Sunday’s FanShield 500 NASCAR Cup Series event was the first to feature the revamped 2020 short-track and road-course package, which heralds a shorter rear spoiler (from 8 to 2.75 inches), a front splitter overhang reduction from 2 inches to 0.25 inches and alterations to the radiator pan.
After 316 laps of racing at the Phoenix Raceway, I’d say this altered package passed it’s first test with flying colors.
“I think you certainly want to see a lot of what we saw today: a lot of lead changes. And this comes from a lot of work from the entire industry, going back to Nashville (Tennessee), getting everybody together, talking about what could we collectively do for the good of the sport and specifically for this race track,” NASCAR executive vice president and chief racing development officer Steve O’Donnell said on pit road after the race. “The race teams came together, the drivers, Goodyear and I think all that played a part today. Not only tire wear, PJ1 that was applied but the rules package as well. We saw a lot of different things happen during the race, some emotions run pretty high, which is what you want. A lot of comers and goers and ultimately a really good race.

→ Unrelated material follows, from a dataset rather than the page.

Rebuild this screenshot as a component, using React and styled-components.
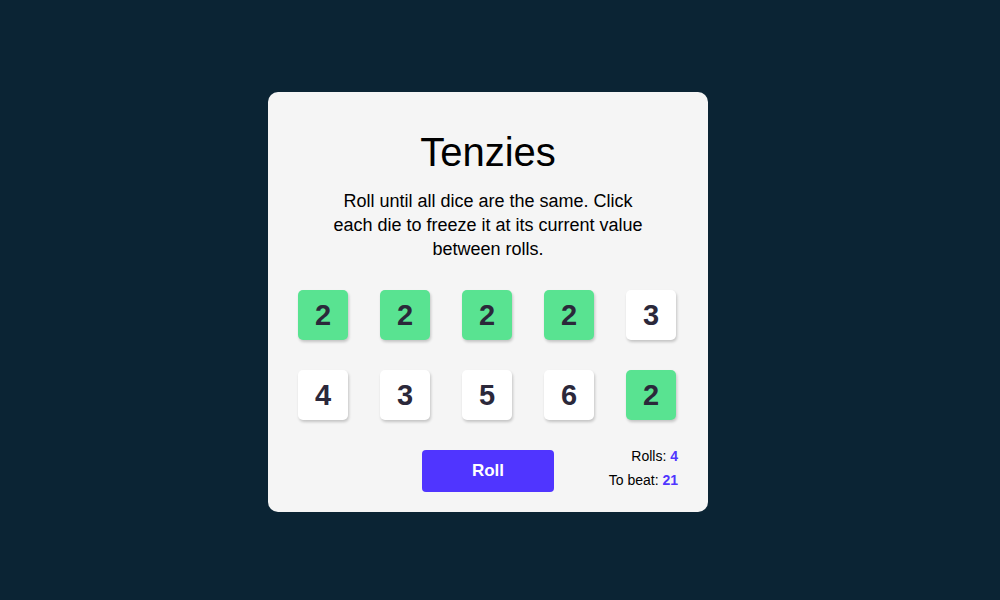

“I think you saw some dominant cars for sure, but not only were drivers and teams able to catch the leader but even when someone was passed for the lead, they were able to go back and re-take the lead, which is always something you like to see and multiple cars were able to do that.”

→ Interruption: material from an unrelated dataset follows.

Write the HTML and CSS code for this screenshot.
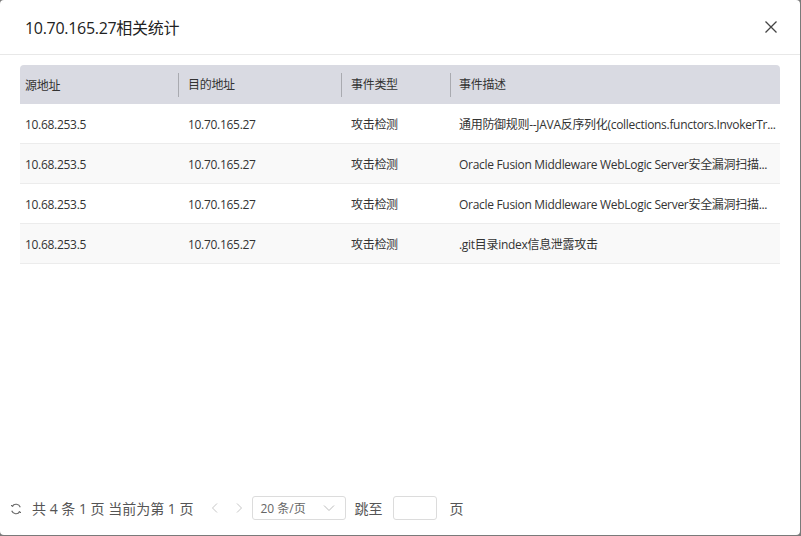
FILE: index.html
```html
<!DOCTYPE html>
<html lang="zh">
<head>
<meta charset="utf-8">
<link rel="stylesheet" href="styles.css">
</head>
<body>
<div class="modal">
  <div class="modal-header">
    <div class="modal-title">10.70.165.27相关统计</div>
    <svg class="close" width="14" height="14" viewBox="0 0 14 14"><path d="M1.5 1.5 L12.5 12.5 M12.5 1.5 L1.5 12.5" stroke="#444" stroke-width="1.3" fill="none"/></svg>
  </div>
  <div class="modal-body">
    <div class="table">
      <div class="thead">
        <div class="cell c1">源地址</div>
        <div class="cell c2 sep">目的地址</div>
        <div class="cell c3 sep">事件类型</div>
        <div class="cell c4 sep">事件描述</div>
      </div>
      <div class="row">
        <div class="cell c1">10.68.253.5</div>
        <div class="cell c2">10.70.165.27</div>
        <div class="cell c3">攻击检测</div>
        <div class="cell c4">通用防御规则--JAVA反序列化(collections.functors.InvokerTr...</div>
      </div>
      <div class="row alt">
        <div class="cell c1">10.68.253.5</div>
        <div class="cell c2">10.70.165.27</div>
        <div class="cell c3">攻击检测</div>
        <div class="cell c4">Oracle Fusion Middleware WebLogic Server安全漏洞扫描...</div>
      </div>
      <div class="row">
        <div class="cell c1">10.68.253.5</div>
        <div class="cell c2">10.70.165.27</div>
        <div class="cell c3">攻击检测</div>
        <div class="cell c4">Oracle Fusion Middleware WebLogic Server安全漏洞扫描...</div>
      </div>
      <div class="row alt">
        <div class="cell c1">10.68.253.5</div>
        <div class="cell c2">10.70.165.27</div>
        <div class="cell c3">攻击检测</div>
        <div class="cell c4">.git目录index信息泄露攻击</div>
      </div>
    </div>
  </div>
  <div class="footer">
    <svg class="refresh" width="12" height="12" viewBox="0 0 12 12"><path d="M10.3 4.2 A4.6 4.6 0 0 0 2.2 3.2" stroke="#666" stroke-width="1.1" fill="none"/><path d="M1.7 7.8 A4.6 4.6 0 0 0 9.8 8.8" stroke="#666" stroke-width="1.1" fill="none"/><path d="M1.2 2 L2.1 3.5 L3.6 2.8" stroke="#666" stroke-width="1" fill="none"/><path d="M10.8 10 L9.9 8.5 L8.4 9.2" stroke="#666" stroke-width="1" fill="none"/></svg>
    <span class="total">共 4 条 1 页 当前为第 1 页</span>
    <svg class="arrow" width="8" height="12" viewBox="0 0 8 12"><path d="M6 1.5 L1.5 6 L6 10.5" stroke="#c6c6c6" stroke-width="1" fill="none"/></svg>
    <svg class="arrow" width="8" height="12" viewBox="0 0 8 12"><path d="M2 1.5 L6.5 6 L2 10.5" stroke="#c6c6c6" stroke-width="1" fill="none"/></svg>
    <div class="select">
      <span>20 条/页</span>
      <svg width="12" height="8" viewBox="0 0 12 8"><path d="M1 1.5 L6 6.5 L11 1.5" stroke="#bbb" stroke-width="1" fill="none"/></svg>
    </div>
    <span class="jump">跳至</span>
    <div class="input"></div>
    <span class="page">页</span>
  </div>
</div>
</body>
</html>
```
FILE: styles.css
```css
html, body {
  margin: 0;
  padding: 0;
}
body {
  background: #7a7a7a;
  width: 801px;
  height: 536px;
  font-family: "Open Sans", "Noto Sans CJK SC", sans-serif;
  color: #333;
}
.modal {
  width: 800px;
  height: 535px;
  background: #fff;
  border-radius: 4px;
  display: flex;
  flex-direction: column;
  overflow: hidden;
}
.modal-header {
  height: 54px;
  border-bottom: 1px solid #e8e8e8;
  display: flex;
  align-items: center;
  justify-content: space-between;
  padding: 0 22px 0 25px;
}
.modal-title {
  font-size: 16px;
  color: #222;
  margin-top: -1px;
  letter-spacing: -0.3px;
}
.close {
  display: block;
}
.modal-body {
  flex: 1;
  padding: 10px 20px 0 20px;
}
.table {
  font-size: 12px;
  letter-spacing: -0.3px;
}
.thead {
  display: flex;
  height: 39px;
  background: #d9dae2;
  border-radius: 4px 4px 0 0;
  align-items: center;
}
.row {
  display: flex;
  height: 39px;
  align-items: center;
  border-bottom: 1px solid #ececec;
  padding-top: 1px;
  box-sizing: border-box;
  height: 40px;
}
.row.alt {
  background: #f9f9f9;
}
.cell {
  white-space: nowrap;
  box-sizing: border-box;
}
.c1 { width: 158px; padding-left: 5px; }
.c2 { width: 163px; padding-left: 10px; }
.c3 { width: 109px; padding-left: 10px; }
.c4 { width: 330px; padding-left: 9px; }
.sep {
  border-left: 1px solid #a9aab0;
  line-height: 24px;
  padding-left: 9px;
}
.c4.sep { padding-left: 8px; }
.footer {
  height: 24px;
  display: flex;
  align-items: center;
  padding: 0 0 15px 10px;
  font-size: 14px;
  color: #555;
}
.refresh {
  display: block;
  margin-right: 10px;
  margin-top: 2px;
}
.total {
  margin-right: 18px;
}
.arrow {
  display: block;
  margin-right: 16px;
}
.arrow + .arrow {
  margin-right: 9px;
}
.select {
  width: 94px;
  height: 24px;
  box-sizing: border-box;
  border: 1px solid #dcdcdc;
  border-radius: 3px;
  display: flex;
  align-items: center;
  justify-content: space-between;
  padding: 0 10px 0 7px;
  font-size: 12px;
  color: #666;
  margin-right: 8px;
}
.select svg { display: block; }
.jump {
  margin-right: 11px;
}
.input {
  width: 44px;
  height: 24px;
  box-sizing: border-box;
  border: 1px solid #dcdcdc;
  border-radius: 3px;
  margin-right: 12px;
}
```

The top five wound up with familiar Phoenix names – Joey Logano, Kevin Harvick, Kyle Busch, Kyle Larson and Clint Bowyer – but the top 10 was in flux seemingly the whole race.
Pole-winner Chase Elliott had the dominant car early, leading a race-high 93 laps before a loose wheel sidelined his car during green-flag runs … and he wound up seventh. Brad Keselowski had arguably the car to beat, but a decision to stay out on slightly-used tires relegated him to 11th after 82 laps led.

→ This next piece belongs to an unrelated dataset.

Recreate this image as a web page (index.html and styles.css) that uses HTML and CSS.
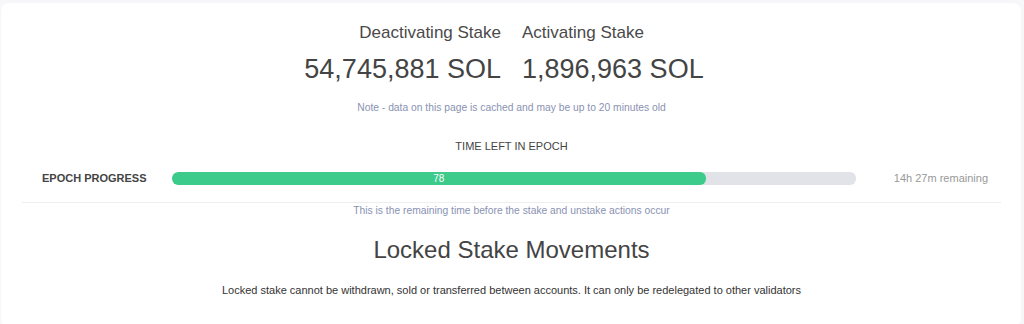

The “Cactus King,” Harvick, then had his turn at the front of the pack, swapping the lead back and forth with Logano to the tune of 67 laps led, and NASCAR potentially could have seen a neck-and-neck finish had a string of late cautions not come and the race stayed green.
Heck, for quick minute there, even rookie Tyler Reddick was outpacing Harvick and gunning for a legitimate top-five finish and putting on a show while doing it.
Drivers were pleased with the direction the package has short-track racing headed in, as well.
“You could definitely follow (other cars) a lot closer,” Busch said. “You could get up into a guy’s left rear and be close enough to their left rear and follow them close enough that you could try to make a move on them or make a run on them up off the corner. Get them a little loose to be able to make a move on them. I felt like there was certainly some positives.”
The only question that remains is where things go from here and how does NASCAR build off a successful first run with these rules. There’s a long way to go before the Cup Series field is back racing in the desert nearly nine months from now.
“We’ve got the best engineers in the world, so they’ll go back and study what worked and where they maybe could make a difference,” said O’Donnell. “Lot of racing to go, but certainly this is a good platform to start off our short-track package and what we wanted to see this weekend. So we’ll head off to Martinsville (Speedway) and Richmond (Raceway) and see what we can do there, but all in all, thought it was really good.”
I mean, we saw the fifth closest finish in Phoenix history (.276-seconds). We saw 20 lead changes, tied for fourth most. There were 28 in Feb. 2011, 25 in March 2012, 23 in Nov. ’13 as well as Nov. ’00 to go along with as many as today in Oct. ’93, April ’06 and April ’10.
We saw an overtime finish for the third time in the last five years and sixth time in the last eight that the final green to checkered run was 15 laps or fewer. The only two times it was more were the two races run on the old package last year.